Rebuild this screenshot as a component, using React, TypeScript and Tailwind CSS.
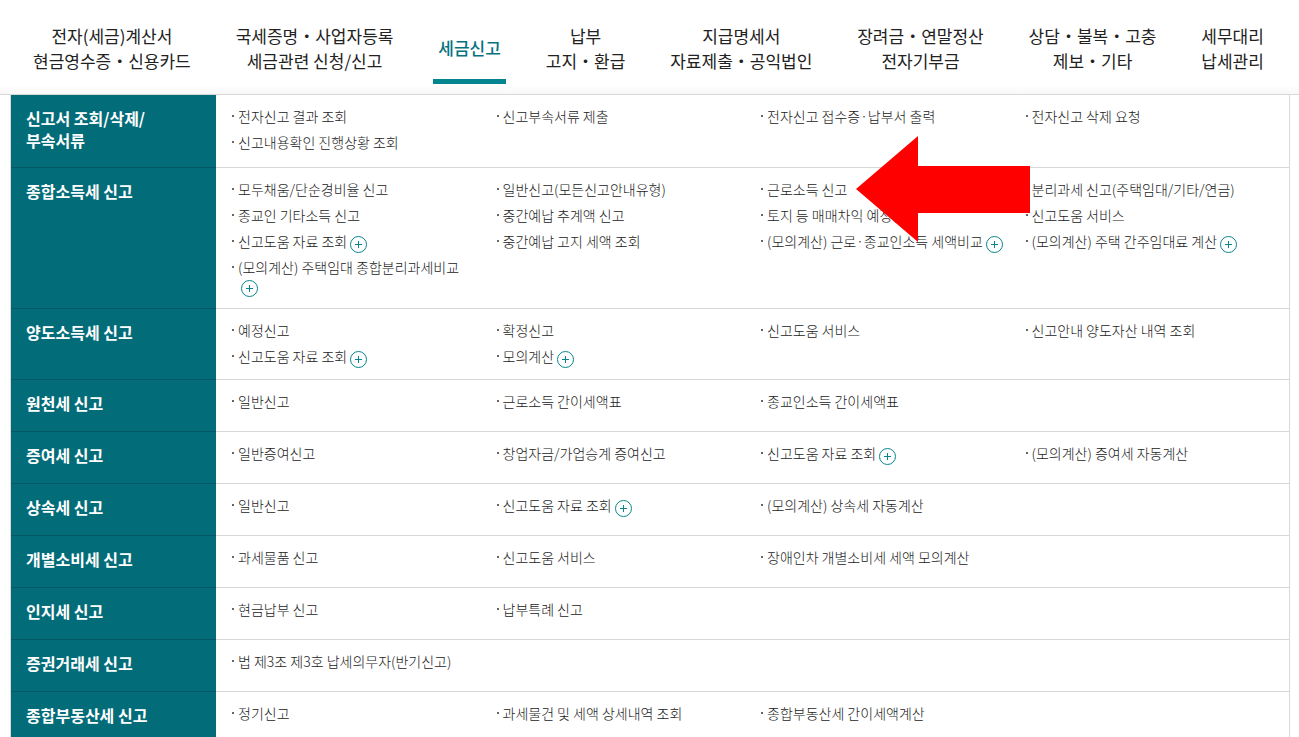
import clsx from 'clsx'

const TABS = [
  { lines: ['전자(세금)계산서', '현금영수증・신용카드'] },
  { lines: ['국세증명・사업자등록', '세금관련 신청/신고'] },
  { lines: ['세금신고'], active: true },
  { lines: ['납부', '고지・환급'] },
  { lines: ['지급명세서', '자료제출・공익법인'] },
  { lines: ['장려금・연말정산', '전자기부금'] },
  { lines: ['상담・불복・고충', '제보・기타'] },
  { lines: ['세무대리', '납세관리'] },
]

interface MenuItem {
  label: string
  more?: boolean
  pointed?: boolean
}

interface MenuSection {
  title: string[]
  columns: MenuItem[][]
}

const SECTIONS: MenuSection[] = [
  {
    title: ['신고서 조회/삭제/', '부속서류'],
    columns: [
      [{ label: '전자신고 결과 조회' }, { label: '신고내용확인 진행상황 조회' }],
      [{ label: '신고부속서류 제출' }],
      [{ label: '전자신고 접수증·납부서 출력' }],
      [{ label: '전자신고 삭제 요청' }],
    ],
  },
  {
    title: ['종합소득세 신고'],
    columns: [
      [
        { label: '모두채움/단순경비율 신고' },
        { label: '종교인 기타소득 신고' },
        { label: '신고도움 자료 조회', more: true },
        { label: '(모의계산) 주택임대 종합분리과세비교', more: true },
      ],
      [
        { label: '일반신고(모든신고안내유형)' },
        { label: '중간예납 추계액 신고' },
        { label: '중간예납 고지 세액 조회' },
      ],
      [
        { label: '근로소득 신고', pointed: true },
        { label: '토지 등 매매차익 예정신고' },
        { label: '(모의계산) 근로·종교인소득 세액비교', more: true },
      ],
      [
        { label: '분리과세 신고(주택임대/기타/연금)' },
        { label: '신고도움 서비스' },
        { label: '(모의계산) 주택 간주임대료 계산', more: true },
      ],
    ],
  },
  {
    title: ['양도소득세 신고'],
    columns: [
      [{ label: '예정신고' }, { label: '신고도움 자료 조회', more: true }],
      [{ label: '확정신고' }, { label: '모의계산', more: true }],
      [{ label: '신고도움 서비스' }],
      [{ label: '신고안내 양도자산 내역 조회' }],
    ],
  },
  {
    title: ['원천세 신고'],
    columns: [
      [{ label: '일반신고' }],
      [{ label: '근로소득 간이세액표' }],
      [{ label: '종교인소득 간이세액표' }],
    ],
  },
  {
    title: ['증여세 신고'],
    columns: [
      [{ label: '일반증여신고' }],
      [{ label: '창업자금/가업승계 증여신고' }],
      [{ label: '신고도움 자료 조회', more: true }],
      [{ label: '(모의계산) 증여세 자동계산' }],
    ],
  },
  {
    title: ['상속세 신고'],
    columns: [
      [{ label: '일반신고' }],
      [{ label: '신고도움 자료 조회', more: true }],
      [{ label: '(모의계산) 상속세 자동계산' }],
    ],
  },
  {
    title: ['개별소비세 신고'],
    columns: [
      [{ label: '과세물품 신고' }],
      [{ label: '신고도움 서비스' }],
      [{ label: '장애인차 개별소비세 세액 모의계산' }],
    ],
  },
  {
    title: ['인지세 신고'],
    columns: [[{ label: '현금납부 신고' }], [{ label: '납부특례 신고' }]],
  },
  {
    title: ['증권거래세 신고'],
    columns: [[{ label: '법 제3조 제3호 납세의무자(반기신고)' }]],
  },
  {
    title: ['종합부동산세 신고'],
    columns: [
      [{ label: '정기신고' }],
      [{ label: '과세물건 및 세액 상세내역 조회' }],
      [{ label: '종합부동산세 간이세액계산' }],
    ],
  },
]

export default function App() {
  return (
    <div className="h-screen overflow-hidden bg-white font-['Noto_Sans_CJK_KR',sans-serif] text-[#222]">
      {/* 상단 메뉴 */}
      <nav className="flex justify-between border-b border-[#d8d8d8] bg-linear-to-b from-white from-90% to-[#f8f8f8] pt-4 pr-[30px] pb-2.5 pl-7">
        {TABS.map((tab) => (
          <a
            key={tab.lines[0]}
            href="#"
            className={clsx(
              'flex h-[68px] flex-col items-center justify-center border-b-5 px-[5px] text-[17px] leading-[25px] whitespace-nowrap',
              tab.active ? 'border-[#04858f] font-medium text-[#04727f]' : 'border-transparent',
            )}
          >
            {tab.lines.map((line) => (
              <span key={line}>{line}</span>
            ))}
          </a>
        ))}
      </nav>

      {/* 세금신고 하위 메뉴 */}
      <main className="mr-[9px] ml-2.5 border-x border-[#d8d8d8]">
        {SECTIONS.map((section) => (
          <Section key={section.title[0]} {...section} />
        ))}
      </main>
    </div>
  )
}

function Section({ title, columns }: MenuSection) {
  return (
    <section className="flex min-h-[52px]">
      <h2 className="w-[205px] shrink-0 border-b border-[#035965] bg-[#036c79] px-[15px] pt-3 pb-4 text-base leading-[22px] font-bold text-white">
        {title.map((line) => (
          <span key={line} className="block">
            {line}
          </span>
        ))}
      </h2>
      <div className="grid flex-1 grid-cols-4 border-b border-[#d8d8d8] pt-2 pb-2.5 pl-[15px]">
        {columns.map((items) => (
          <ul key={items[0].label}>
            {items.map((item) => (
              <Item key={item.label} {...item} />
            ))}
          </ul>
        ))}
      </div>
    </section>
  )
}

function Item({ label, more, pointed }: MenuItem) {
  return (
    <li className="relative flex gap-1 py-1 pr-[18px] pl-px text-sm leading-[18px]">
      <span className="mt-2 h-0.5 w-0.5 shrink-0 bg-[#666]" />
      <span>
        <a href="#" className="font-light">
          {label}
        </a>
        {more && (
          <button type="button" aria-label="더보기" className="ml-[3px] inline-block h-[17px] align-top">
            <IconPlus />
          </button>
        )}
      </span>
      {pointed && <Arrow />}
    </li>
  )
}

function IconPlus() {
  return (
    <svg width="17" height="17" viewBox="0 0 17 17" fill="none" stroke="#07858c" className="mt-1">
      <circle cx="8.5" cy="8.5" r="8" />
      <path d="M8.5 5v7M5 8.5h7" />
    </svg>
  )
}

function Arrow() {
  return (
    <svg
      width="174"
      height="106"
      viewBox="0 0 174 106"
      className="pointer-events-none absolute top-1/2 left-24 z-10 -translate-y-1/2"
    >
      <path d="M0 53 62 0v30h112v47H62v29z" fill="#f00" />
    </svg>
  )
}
........
* **Given problem**: Please take the lines from the beginning of the data above through the line holding "import clsx from 'clsx'" and transcribe them exactly, without any pictures.

* **Exercise solution**:
Rebuild this screenshot as a component, using React, TypeScript and Tailwind CSS.
import clsx from 'clsx'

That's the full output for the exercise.